El militar iraquí creía que lo iban a matar cuando los estadounidenses llegaron hasta él y su grupo, pero en lugar de eso aparecieron unos soldados del cuerpo sanitario que trataron a los heridos. “Yo tenía la mano ensangrentada apoyada sobre el pecho y ellos me cortaron el uniforme pensando que estaba herido en el tronco, luego me miraron la pierna. No me trataron mal. Sólo uno vino, me arrancó los galones y los tiró al suelo.”
Los cuatro compañeros fueron trasladados en helicóptero a un hospital de campaña que Abdul no sabe localizar. “Yo creo que está en alguna parte de Kuwait. Allí había médicos norteamericanos e ingleses y nos trataron bien, con humanidad. Una vez le comenté a una médico inglesa que tenía las uñas muy largas y ella, aunque lo tenía prohibido, me prestó un cortauñas.”

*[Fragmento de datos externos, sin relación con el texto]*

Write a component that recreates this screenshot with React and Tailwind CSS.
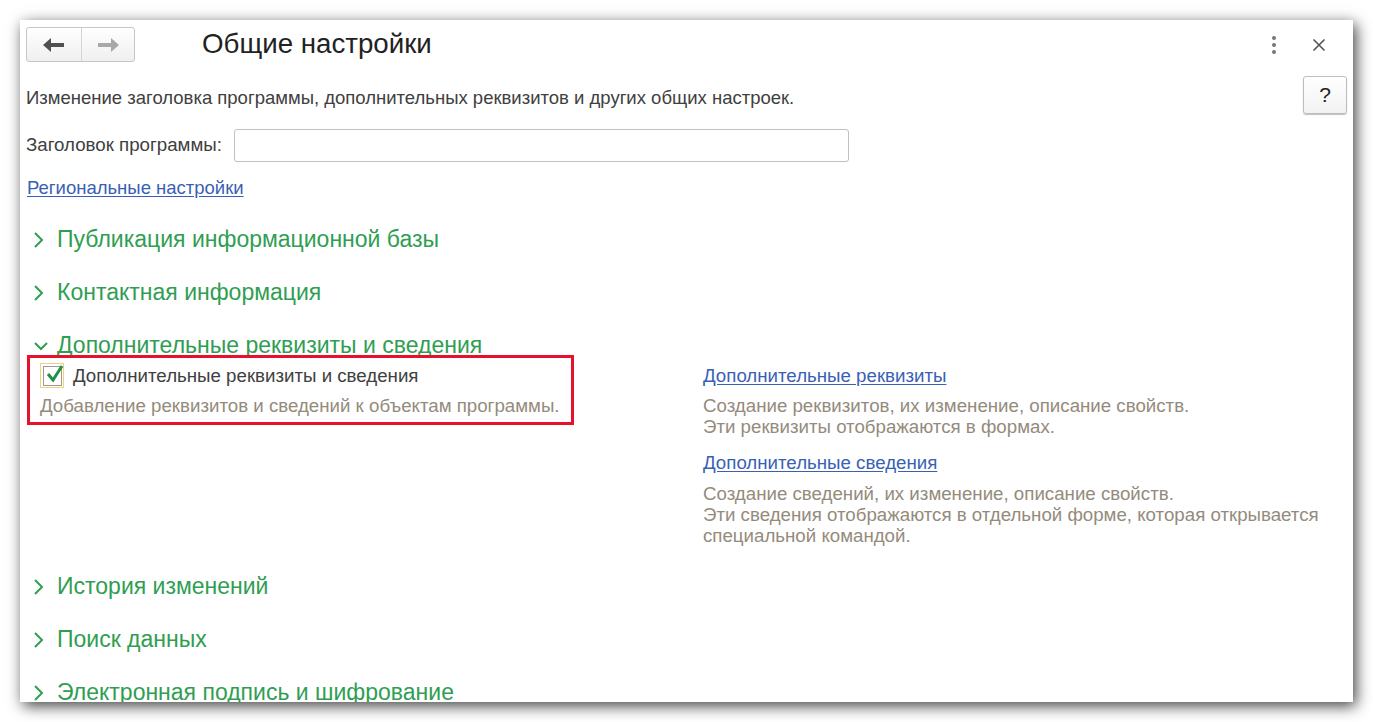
import React from "react";

const font = { fontFamily: '"Liberation Sans", Arial, sans-serif' };

function Chevron({ down }) {
  return down ? (
    <svg width="16" height="12" viewBox="0 0 16 12" className="shrink-0">
      <path d="M2 3 L8 9 L14 3" fill="none" stroke="#2f9e52" strokeWidth="2" />
    </svg>
  ) : (
    <svg width="12" height="18" viewBox="0 0 12 18" className="shrink-0">
      <path d="M2 2 L9 9 L2 16" fill="none" stroke="#2f9e52" strokeWidth="2" />
    </svg>
  );
}

function SectionHeader({ title, down }) {
  return (
    <div className="flex h-[53px] items-center">
      <div className="flex w-[37px] justify-start pl-[13px]">
        <Chevron down={down} />
      </div>
      <span className="text-[23px] leading-none text-[#2f9e52]">{title}</span>
    </div>
  );
}

export default function App() {
  return (
    <div className="h-[722px] w-[1373px] bg-white pl-[20px] pt-[20px]" style={font}>
      <div className="relative h-[682px] w-[1333px] overflow-hidden bg-white shadow-[3px_4px_14px_rgba(0,0,0,0.75)]">
        {/* header */}
        <div className="flex h-[49px] items-start pt-[7px]">
          <div className="ml-[6px] flex h-[35px] w-[109px] overflow-hidden rounded-[3px] border border-[#c6c6c6] bg-gradient-to-b from-white to-[#efefef]">
            <div className="flex w-[55px] items-center justify-center border-r border-[#d4d4d4]">
              <svg width="22" height="14" viewBox="0 0 22 14">
                <polygon points="0,7 8,0 8,5 21,5 21,9 8,9 8,14" fill="#505050" />
              </svg>
            </div>
            <div className="flex flex-1 items-center justify-center">
              <svg width="22" height="14" viewBox="0 0 22 14">
                <polygon points="22,7 14,0 14,5 1,5 1,9 14,9 14,14" fill="#a8a8a8" />
              </svg>
            </div>
          </div>
          <div className="ml-[67px] mt-[2px] text-[27.7px] leading-[30px] text-[#222]">Общие настройки</div>
          <div className="ml-auto mr-[27px] mt-[9px] flex items-center gap-[36px]">
            <div className="flex flex-col gap-[3px]">
              <span className="block h-[4px] w-[4px] rounded-full bg-[#777]" />
              <span className="block h-[4px] w-[4px] rounded-full bg-[#777]" />
              <span className="block h-[4px] w-[4px] rounded-full bg-[#777]" />
            </div>
            <svg width="14" height="14" viewBox="0 0 14 14">
              <path d="M1.5 1.5 L12.5 12.5 M12.5 1.5 L1.5 12.5" stroke="#555" strokeWidth="1.6" />
            </svg>
          </div>
        </div>

        {/* description row */}
        <div className="flex h-[40px] items-start">
          <div className="ml-[6px] mt-[18px] text-[18.5px] leading-[21px] text-[#404040]">
            Изменение заголовка программы, дополнительных реквизитов и других общих настроек.
          </div>
          <div className="ml-auto mr-[6px] mt-[7px] flex h-[38px] w-[44px] items-center justify-center rounded-[3px] border border-[#bdbdbd] bg-gradient-to-b from-white to-[#f2f2f2] text-[21px] text-[#222] shadow-[0_1px_1px_rgba(0,0,0,0.25)]">
            ?
          </div>
        </div>

        {/* input row */}
        <div className="mt-[20px] flex h-[33px] items-center">
          <span className="ml-[6px] w-[202px] whitespace-nowrap text-[18.7px] text-[#404040]">Заголовок программы:</span>
          <div className="ml-[6px] h-[33px] w-[615px] rounded-[3px] border border-[#c0c0c0] bg-white" />
        </div>

        {/* link */}
        <div className="ml-[7px] mt-[16px] h-[20px] text-[18.5px] leading-[20px] text-[#3a5fb5] underline underline-offset-2">
          Региональные настройки
        </div>

        <div className="mt-[15px]">
          <SectionHeader title="Публикация информационной базы" />
          <SectionHeader title="Контактная информация" />
          <SectionHeader title="Дополнительные реквизиты и сведения" down />
        </div>

        {/* expanded section */}
        <div className="flex h-[188px] items-start">
          <div className="ml-[7px] mt-[-17px] h-[70px] w-[547px] shrink-0 border-[3px] border-[#e8112d] pl-[10px] pt-[5px]">
            <div className="flex items-center">
              <div className="flex h-[25px] w-[24px] items-center justify-center border border-[#f0d27a]">
                <div className="relative h-[20px] w-[19px] border border-[#9a9a9a] bg-white">
                  <svg width="20" height="20" viewBox="0 0 20 20" className="absolute left-[1px] top-[-3px]">
                    <path d="M3 10 L8 16 L17 2" fill="none" stroke="#1f9147" strokeWidth="3" />
                  </svg>
                </div>
              </div>
              <span className="ml-[9px] whitespace-nowrap text-[18.7px] leading-[20px] text-[#404040]">
                Дополнительные реквизиты и сведения
              </span>
            </div>
            <div className="mt-[8px] whitespace-nowrap text-[18.7px] leading-[20px] text-[#948b7c]">
              Добавление реквизитов и сведений к объектам программы.
            </div>
          </div>
          <div className="ml-[129px] mt-[-7px] flex flex-col whitespace-nowrap text-[18.7px] leading-[21px]">
            <span className="text-[#3a5fb5] underline underline-offset-2">Дополнительные реквизиты</span>
            <span className="mt-[9px] text-[#948b7c]">Создание реквизитов, их изменение, описание свойств.</span>
            <span className="text-[#948b7c]">Эти реквизиты отображаются в формах.</span>
            <span className="mt-[15px] text-[#3a5fb5] underline underline-offset-2">Дополнительные сведения</span>
            <span className="mt-[10px] text-[#948b7c]">Создание сведений, их изменение, описание свойств.</span>
            <span className="text-[#948b7c]">Эти сведения отображаются в отдельной форме, которая открывается</span>
            <span className="text-[#948b7c]">специальной командой.</span>
          </div>
        </div>

        <div>
          <SectionHeader title="История изменений" />
          <SectionHeader title="Поиск данных" />
          <SectionHeader title="Электронная подпись и шифрование" />
        </div>
      </div>
    </div>
  );
}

Tras un par de semanas, Abdul fue trasladado al campo de prisioneros de Um Qasr, junto a la frontera con Kuwait. “No vestía ropa militar y me preguntaron si era civil, respondí que sí.” Durante los días en que estuvo internado en el campo fue interrogado dos veces. “Nada de insultos, ni golpes, eran preguntas referentes a mis datos personales, domicilio y esas cosas.” Al cabo de una semana, el 24 de abril, fue trasladado junto a varios compañeros hasta la ciudad de Basora. Había recibido ropa limpia, una manta y 15.000 dinares (unos 8 euros). “Nos dijeron, son libres de ir donde quieran. Y yo me dirigí camino a casa.” Su Irak había cambiado. “No sabía que los norteamericanos habían ganado la guerra, ni que habían entrado en Bagdad. No lo podía creer.”

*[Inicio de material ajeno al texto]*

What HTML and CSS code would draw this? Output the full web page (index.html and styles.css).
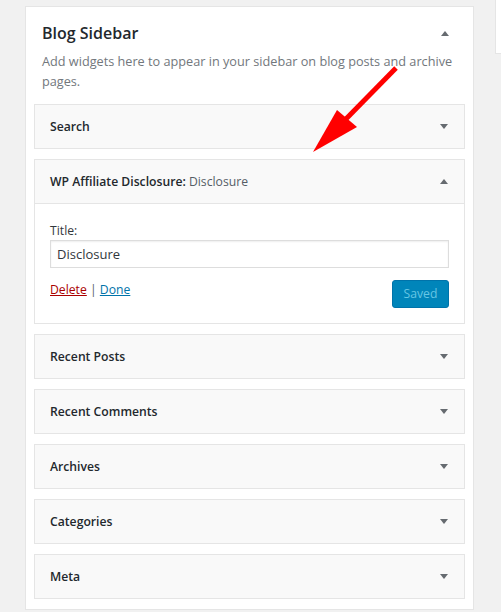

El viernes 26 de abril a las 8 de la mañana, Abdul llamó a la puerta de su casa en el barrio de Adahamiya, en Bagdad. Cuando abrió la puerta, su padre no lo reconoció a primera vista. Tenía el pelo y la barba mucho más largos de lo normal y estaba demasiado delgado, pero su madre supo quién era al instante. Y se desmayó. “Reanimamos a mi madre y traté de gastarle una broma diciendo: ‘Mamá, no te tires al suelo que ahora no puedo levantarte’, pero ello sólo lloraba y me tocaba la cara”, relata el joven.
Abdul no es optimista respecto del futuro. Ni el de Irak, ni el suyo personal. Sigue pensando como un militar profesional. “Fue una guerra poco honorable, no teníamos ni la ropa, ni el armamento, ni los jefes adecuados. Una banda de ignorantes. Si encuentran a alguno, pídanles que les señalen España en el mapa, seguro que no son capaces.” Según su madre, apenas puede conciliar el sueño y llora pensando en sus compañeros muertos. “Se pasa el día en la mezquita, es un hombre religioso”, dice, “y un patriota iraquí”, añade su padre.
* De El País de Madrid. Especial para Página/12.